YOUR INSTRUCTIONS >>
Return the lines that follow, exactly as they appear, from the first through the one containing "import React from 'react';"; no pictures are to be included.

GIVEN INFORMATION >>
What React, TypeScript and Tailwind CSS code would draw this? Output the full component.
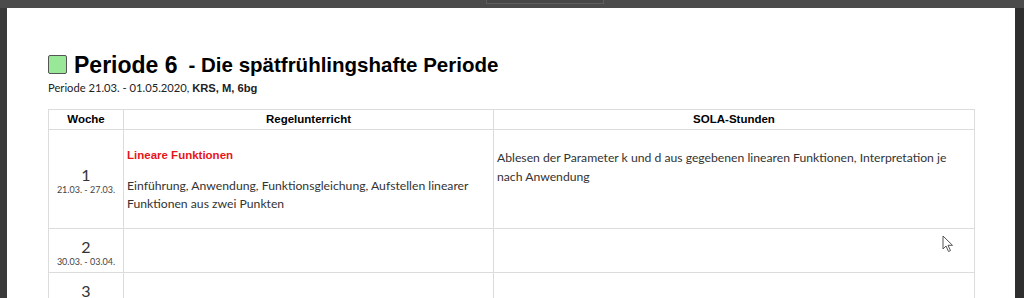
import React from 'react';

const weeks = [
  {
    nr: 1,
    range: '21.03. - 27.03.',
    topic: 'Lineare Funktionen',
    regel: 'Einführung, Anwendung, Funktionsgleichung, Aufstellen linearer Funktionen aus zwei Punkten',
    sola: 'Ablesen der Parameter k und d aus gegebenen linearen Funktionen, Interpretation je nach Anwendung',
  },
  { nr: 2, range: '30.03. - 03.04.', topic: '', regel: '', sola: '' },
  { nr: 3, range: '', topic: '', regel: '', sola: '' },
];

const Cursor = () => (
  <svg width="13" height="19" viewBox="0 0 13 19" className="absolute left-[935px] top-[227px]">
    <path d="M1 1 L1 14 L4 11 L6.5 16.5 L8.5 15.6 L6 10.3 L10.5 10.3 Z" fill="#fff" stroke="#555" strokeWidth="1" strokeLinejoin="round" />
  </svg>
);

const App = () => {
  return (
    <div className="w-[1024px] h-[298px] bg-[#4b4b4b] overflow-hidden flex flex-col">
      <div className="h-[8px] shrink-0 pl-[486px]">
        <div className="w-[118px] h-[4px] border border-t-0 border-[#5e5e5e] bg-[#474747]" />
      </div>
      <div className="flex flex-1 min-h-0">
        <div className="w-[7px] bg-[#3a3a3a]" />
        <div className="flex-1 bg-white relative pl-[41px] pr-[40px] pt-[43px] font-['Lato',sans-serif] text-[#333]">
          <div className="flex items-center font-['Liberation_Sans',sans-serif] font-bold text-black">
            <div className="w-[19px] h-[19px] bg-[#98e898] border border-[#555] rounded-[2px] mr-[7px]" />
            <span className="text-[23px] leading-[26px]">Periode 6</span>
            <span className="text-[20.5px] leading-[26px] ml-[11px] mt-[1px]">- Die spätfrühlingshafte Periode</span>
          </div>
          <p className="text-[11.2px] leading-[14px] mt-[3px] text-[#222]">
            Periode 21.03. - 01.05.2020, <b className="font-['Liberation_Sans',sans-serif]">KRS, M, 6bg</b>
          </p>
          <table className="mt-[14px] w-[927px] border-collapse text-[12.2px]">
            <thead>
              <tr className="h-[20px] font-['Liberation_Sans',sans-serif] text-[11.5px] text-black">
                <th className="w-[75px] border-[1.5px] border-[#dcdcdc] font-bold">Woche</th>
                <th className="w-[370px] border-[1.5px] border-[#dcdcdc] font-bold">Regelunterricht</th>
                <th className="border-[1.5px] border-[#dcdcdc] font-bold">SOLA-Stunden</th>
              </tr>
            </thead>
            <tbody>
              {weeks.map((w) => (
                <tr key={w.nr} className={w.nr === 1 ? 'h-[99px]' : 'h-[44px]'}>
                  <td className="border-[1.5px] border-[#dcdcdc] text-center align-middle pt-[4px]">
                    <div className="text-[16px] leading-[18px]">{w.nr}</div>
                    <div className="text-[9px] leading-[12px] min-h-[12px] text-[#444]">{w.range}</div>
                  </td>
                  <td className="border-[1.5px] border-[#dcdcdc] align-top px-[3px] pt-[17px]">
                    {w.topic && (
                      <p className="font-['Liberation_Sans',sans-serif] font-bold text-[11.5px] text-[#e8151b] leading-[16px] mb-[14px]">
                        {w.topic}
                      </p>
                    )}
                    {w.regel && <p className="leading-[18px]">{w.regel}</p>}
                  </td>
                  <td className="border-[1.5px] border-[#dcdcdc] align-top pl-[3px] pr-[8px] pt-[18px]">
                    {w.sola && <p className="leading-[19px]">{w.sola}</p>}
                  </td>
                </tr>
              ))}
            </tbody>
          </table>
          <Cursor />
        </div>
        <div className="w-[9px] bg-[#2e2e2e]" />
      </div>
    </div>
  );
};

export default App;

WRITTEN ANSWER >>
What React, TypeScript and Tailwind CSS code would draw this? Output the full component.
import React from 'react';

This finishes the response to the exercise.